◆ GIVEN PROBLEM: Your job is to retype all of the data word for word, leaving every image out.

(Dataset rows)
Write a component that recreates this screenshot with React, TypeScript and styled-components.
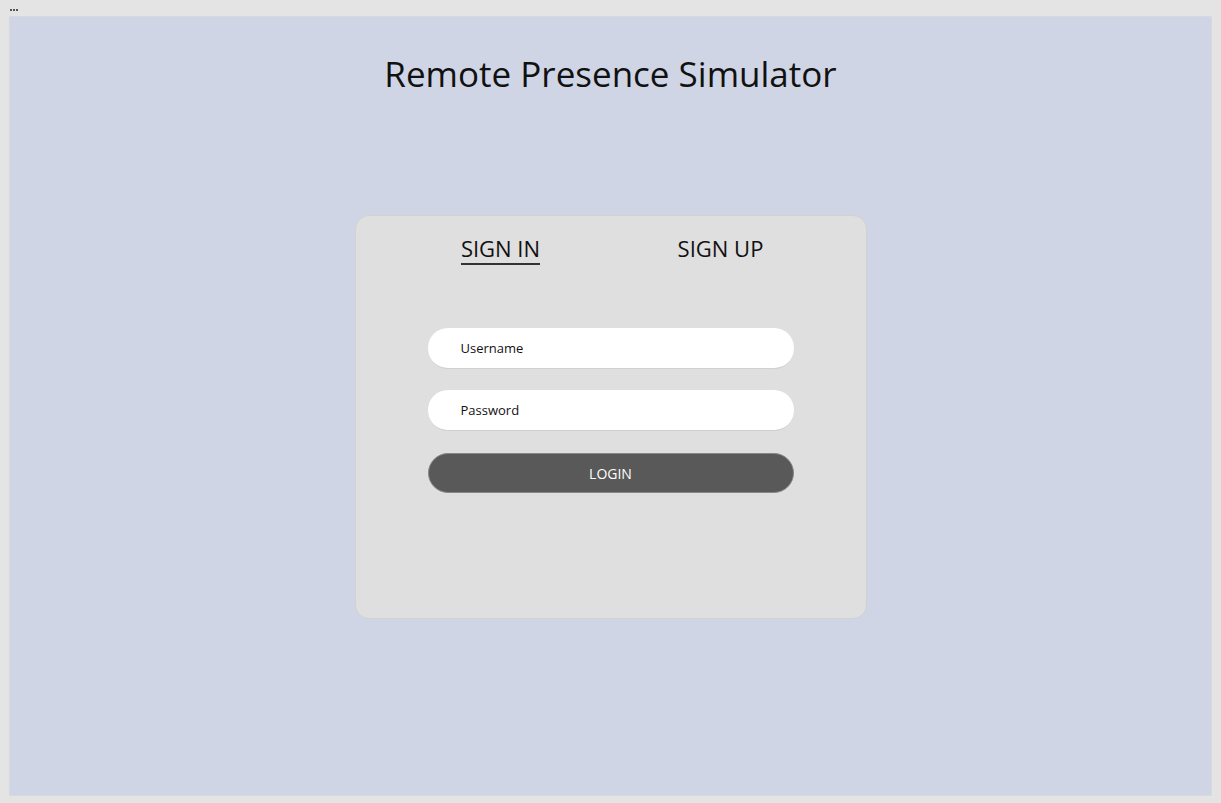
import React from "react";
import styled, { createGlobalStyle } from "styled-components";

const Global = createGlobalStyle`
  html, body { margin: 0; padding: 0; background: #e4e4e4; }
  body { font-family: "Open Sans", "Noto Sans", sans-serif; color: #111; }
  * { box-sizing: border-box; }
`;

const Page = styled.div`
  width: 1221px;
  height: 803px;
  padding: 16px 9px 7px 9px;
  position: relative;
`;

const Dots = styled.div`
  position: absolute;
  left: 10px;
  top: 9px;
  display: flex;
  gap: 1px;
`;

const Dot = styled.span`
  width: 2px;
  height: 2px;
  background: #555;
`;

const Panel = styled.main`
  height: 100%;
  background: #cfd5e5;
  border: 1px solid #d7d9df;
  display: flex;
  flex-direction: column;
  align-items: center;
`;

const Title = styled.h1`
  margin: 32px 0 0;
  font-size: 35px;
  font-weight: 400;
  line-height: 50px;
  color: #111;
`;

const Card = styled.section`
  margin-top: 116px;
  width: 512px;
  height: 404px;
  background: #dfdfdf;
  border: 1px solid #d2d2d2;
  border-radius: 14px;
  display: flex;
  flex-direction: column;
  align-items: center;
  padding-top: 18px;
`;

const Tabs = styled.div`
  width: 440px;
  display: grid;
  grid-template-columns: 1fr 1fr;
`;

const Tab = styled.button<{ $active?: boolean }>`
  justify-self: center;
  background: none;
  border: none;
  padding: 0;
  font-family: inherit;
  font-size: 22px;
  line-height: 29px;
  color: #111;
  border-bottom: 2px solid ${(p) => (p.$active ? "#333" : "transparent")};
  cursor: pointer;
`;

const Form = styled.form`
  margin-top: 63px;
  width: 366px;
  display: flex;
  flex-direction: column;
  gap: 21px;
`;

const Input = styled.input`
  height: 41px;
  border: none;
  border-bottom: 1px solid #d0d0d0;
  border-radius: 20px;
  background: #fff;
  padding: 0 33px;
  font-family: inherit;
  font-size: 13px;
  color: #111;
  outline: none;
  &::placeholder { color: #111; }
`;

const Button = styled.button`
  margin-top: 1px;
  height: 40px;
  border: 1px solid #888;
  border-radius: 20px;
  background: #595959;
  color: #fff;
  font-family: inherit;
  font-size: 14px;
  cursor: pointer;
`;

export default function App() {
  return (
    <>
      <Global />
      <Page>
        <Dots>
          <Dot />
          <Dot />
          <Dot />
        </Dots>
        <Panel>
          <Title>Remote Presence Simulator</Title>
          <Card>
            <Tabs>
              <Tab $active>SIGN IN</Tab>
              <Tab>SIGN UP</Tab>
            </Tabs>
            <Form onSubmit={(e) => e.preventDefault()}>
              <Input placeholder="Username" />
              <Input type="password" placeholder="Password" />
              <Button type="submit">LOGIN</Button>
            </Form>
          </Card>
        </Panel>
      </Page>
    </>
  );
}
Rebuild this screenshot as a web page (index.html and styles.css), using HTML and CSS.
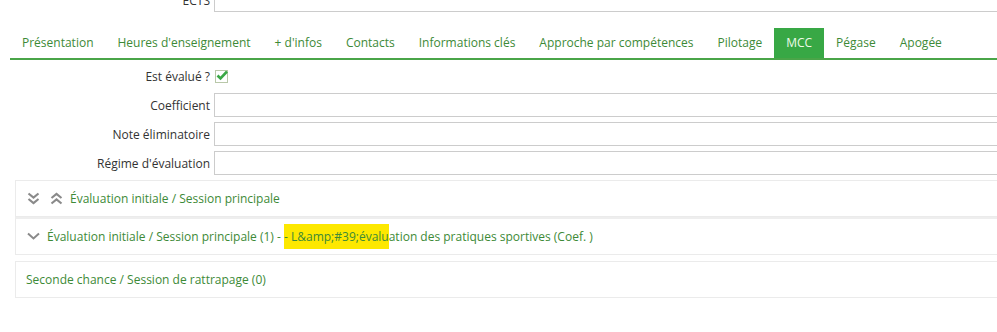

◆ WRITTEN RESPONSE:
Write a component that recreates this screenshot with React, TypeScript and styled-components.
import React from "react";
import styled, { createGlobalStyle } from "styled-components";

const Global = createGlobalStyle`
  html, body { margin: 0; padding: 0; background: #e4e4e4; }
  body { font-family: "Open Sans", "Noto Sans", sans-serif; color: #111; }
  * { box-sizing: border-box; }
`;

const Page = styled.div`
  width: 1221px;
  height: 803px;
  padding: 16px 9px 7px 9px;
  position: relative;
`;

const Dots = styled.div`
  position: absolute;
  left: 10px;
  top: 9px;
  display: flex;
  gap: 1px;
`;

const Dot = styled.span`
  width: 2px;
  height: 2px;
  background: #555;
`;

const Panel = styled.main`
  height: 100%;
  background: #cfd5e5;
  border: 1px solid #d7d9df;
  display: flex;
  flex-direction: column;
  align-items: center;
`;

const Title = styled.h1`
  margin: 32px 0 0;
  font-size: 35px;
  font-weight: 400;
  line-height: 50px;
  color: #111;
`;

const Card = styled.section`
  margin-top: 116px;
  width: 512px;
  height: 404px;
  background: #dfdfdf;
  border: 1px solid #d2d2d2;
  border-radius: 14px;
  display: flex;
  flex-direction: column;
  align-items: center;
  padding-top: 18px;
`;

const Tabs = styled.div`
  width: 440px;
  display: grid;
  grid-template-columns: 1fr 1fr;
`;

const Tab = styled.button<{ $active?: boolean }>`
  justify-self: center;
  background: none;
  border: none;
  padding: 0;
  font-family: inherit;
  font-size: 22px;
  line-height: 29px;
  color: #111;
  border-bottom: 2px solid ${(p) => (p.$active ? "#333" : "transparent")};
  cursor: pointer;
`;

const Form = styled.form`
  margin-top: 63px;
  width: 366px;
  display: flex;
  flex-direction: column;
  gap: 21px;
`;

const Input = styled.input`
  height: 41px;
  border: none;
  border-bottom: 1px solid #d0d0d0;
  border-radius: 20px;
  background: #fff;
  padding: 0 33px;
  font-family: inherit;
  font-size: 13px;
  color: #111;
  outline: none;
  &::placeholder { color: #111; }
`;

const Button = styled.button`
  margin-top: 1px;
  height: 40px;
  border: 1px solid #888;
  border-radius: 20px;
  background: #595959;
  color: #fff;
  font-family: inherit;
  font-size: 14px;
  cursor: pointer;
`;

export default function App() {
  return (
    <>
      <Global />
      <Page>
        <Dots>
          <Dot />
          <Dot />
          <Dot />
        </Dots>
        <Panel>
          <Title>Remote Presence Simulator</Title>
          <Card>
            <Tabs>
              <Tab $active>SIGN IN</Tab>
              <Tab>SIGN UP</Tab>
            </Tabs>
            <Form onSubmit={(e) => e.preventDefault()}>
              <Input placeholder="Username" />
              <Input type="password" placeholder="Password" />
              <Button type="submit">LOGIN</Button>
            </Form>
          </Card>
        </Panel>
      </Page>
    </>
  );
}
Rebuild this screenshot as a web page (index.html and styles.css), using HTML and CSS.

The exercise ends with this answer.